Step D - Evaluate re-entry criteria package
Run pass/fail matrix and assign re-entry label.
Step E - Record decision and route action
Approve re-entry, keep mitigation with corrective row, or escalate containment.
Step F - Re-run promotion gate checks
Only after decision packet is complete.
This fits inside a weekly release-control operating rhythm without adding heavy process overhead.
13) Practical SQL-style query patterns
Query A - mitigation lanes approaching expiry
Purpose: detect lanes likely to become unmanaged risk.
SELECT cohort_key, mitigation_mode_id, expiry_window, owner
FROM mitigation_state
WHERE status = 'active'
AND windows_to_expiry <= 1;
Query B - cohorts with repeated provisional re-entry
Purpose: find hidden confidence debt.
SELECT cohort_key, COUNT(*) AS provisional_count
FROM reentry_decisions
WHERE reentry_label = 'eligible_medium_confidence'
AND decision_window >= current_window - 2
GROUP BY cohort_key
HAVING COUNT(*) >= 2;
Query C - unresolved rejection reasons
Purpose: ensure corrective actions are owned and time-boxed.
SELECT cohort_key, reason_code, owner, due_window
FROM reentry_rejections
WHERE resolved = false;
You can adapt these to your stack, but keep semantic intent intact.
14) Anti-patterns to avoid
Anti-pattern: mitigation state tracked in chat only
Fix: require structured state table and lifecycle events.
Anti-pattern: re-entry approved from aggregate confidence
Fix: cohort-level criteria and confidence override aggregate signals.
Anti-pattern: rejection reason without owner and deadline
Fix: create corrective action rows at denial time.
Anti-pattern: promotion gate ignores active mitigation
Fix: bind gate checks to mitigation state and rejection debt.
Anti-pattern: mitigation never exits due to vague criteria
Fix: version criteria package and enforce deterministic pass conditions.
15) FAQ
Is mitigation mode always required after conditional rollback
For critical startup-route and first-interaction cohorts, yes.
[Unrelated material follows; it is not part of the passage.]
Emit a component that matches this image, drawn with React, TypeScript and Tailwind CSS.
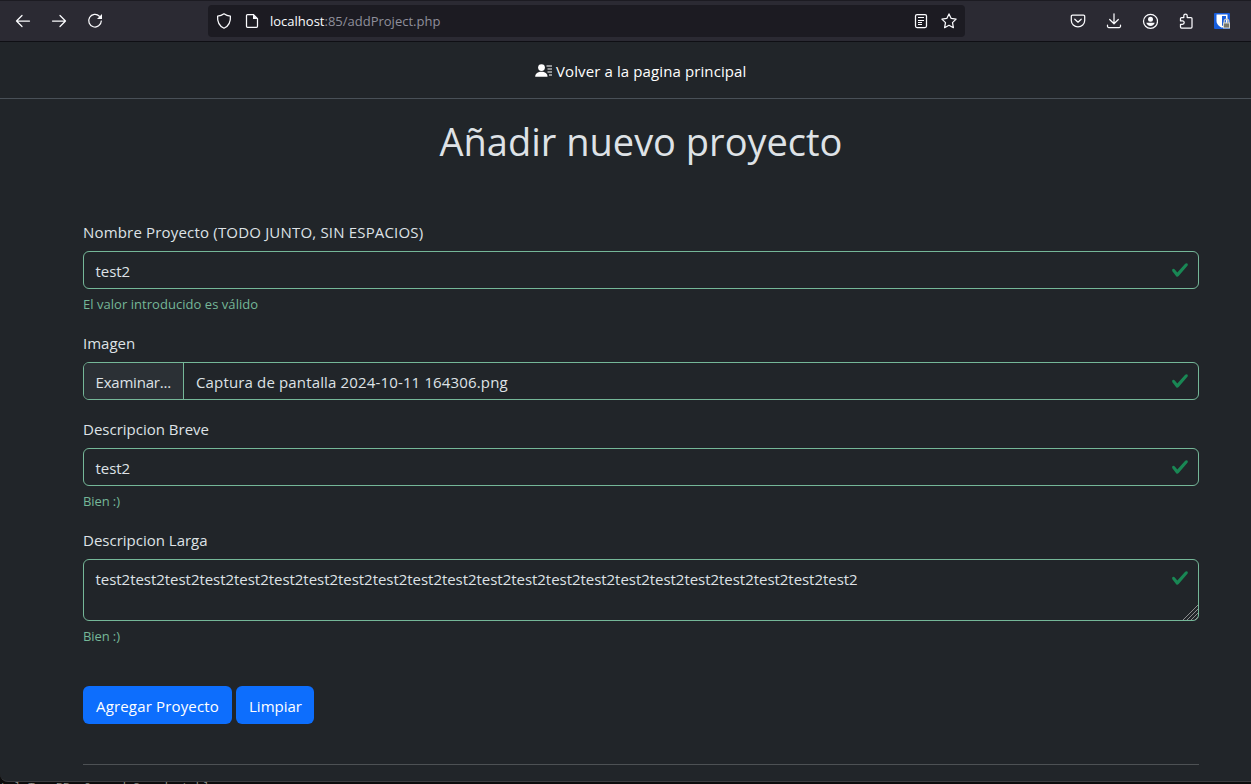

For low-impact cases, policy may allow simplified controls, but explicit state is still recommended.
How many replay windows should be required for re-entry
At minimum two windows with stable outcomes for critical cohorts. Use policy-defined thresholds and confidence levels rather than informal judgment.
Can a cohort re-enter while another stays in mitigation
Yes. That is the main benefit of cohort-specific mitigation governance, provided boundaries and decision packets are explicit.
What if confidence is medium but deadlines are tight
Use provisional status plus mandatory additional replay before full re-entry. Do not convert medium confidence to high because of schedule pressure.
When should we escalate from mitigation to redesign
If repeated rejection reasons persist across windows or regressive signals recur despite corrective actions, escalate to patch-strategy redesign.
Lesson recap
You now have mitigation-mode observability wiring that transforms conditional rollback from a temporary workaround into a controlled recovery lane. With lifecycle events, strict criteria packages, confidence-aware labels, and promotion-gate integration, cohort re-entry becomes deterministic and auditable.
Next lesson teaser
Next, Lesson 126 will wire mitigation debt option-simulation scoring so release owners can compare retirement paths, quantify tradeoffs, and choose the lowest-risk compression plan before promotion packets are finalized.
See also
- Lesson 123: Multi-Cohort Effectiveness Segmentation Wiring for Conditional Retain-vs-Rollback Governance (2026)
- Lesson 122: Calibration-Patch Effectiveness Verification Wiring for Divergence-Fix Retention and Rollback Discipline (2026)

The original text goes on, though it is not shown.